As you will see, there is a many-to-many relationship between country and category as well as brand owner. Also, you will see, some characteristic description are common across categories. I think this is the reason why uniques are not getting identified correctly. How do we tackle this M2M?
12-03-2018 08:32 AM
hi @sifar786, I didn't have time to look into it earlier
can you have a look at this measure, I believe it gives the correct values e.g. 0.12OZ has 1 and 0.15OZ has null as it's was sold in 2004 & 2005)

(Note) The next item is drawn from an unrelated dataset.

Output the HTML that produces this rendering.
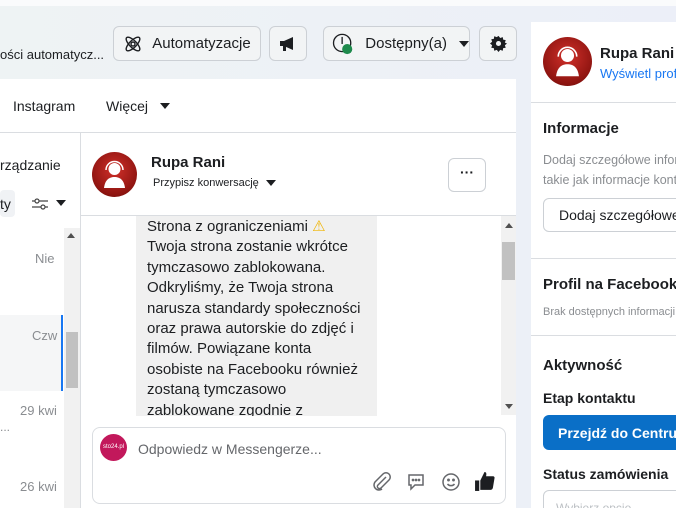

UniquesCount = VAR _Chars = VALUES ( fData[Char Value] ) VAR _CharsAllYears = CALCULATETABLE ( fData, _Chars, ALL ( dDate[Year] ) ) VAR _CharsSummary = GROUPBY ( _CharsAllYears, fData[Char Value], "MaxYear", MAXX ( CURRENTGROUP (), RELATED ( dDate[Year] ) ), "MinYear", MINX ( CURRENTGROUP (), RELATED ( dDate[Year] ) ) ) VAR _SameYearChars = FILTER ( _CharsSummary, [MaxYear] = [MinYear] ) RETURN COUNTROWS ( _SameYearChars )
12-03-2018 10:30 AM
Thanks for your quick response.
This measure is pretty fast!
A few observations:
- It works well when i apply Year from dDate table and Char Value from fData table to Rows section of Pivot. I check using Conditional Formatting on the Char Values. However, if i add Country, Category or any other columns to the Columns section of pivot, i do not get unique Char Values in Rows anymore. I get a yellow message in Pivot Filter section saying "Relationships need to be created". This i think is because of Many-to-Many relationship in the fData table (see my previous posts or messages in your Inbox for the columns). I tried solving this by creating the addtional single-column tables for relationship with fData table e.g. dBrandOwner, dDate, dCharDescription, dCountry, dCategory etc which contain distinct values collected from fData only. But i think i does not solve the issue. How do i resolve such M2M issues?
- Will any other measures i create work properly, if i use this measure in the other measures? e.g. =CALCULATE ( [UniquesCount], filter, filter, filter....)
- Can you please also answer my questions from my 1st post & 2nd post?
- Can you please briefly explain how this measure you have created works?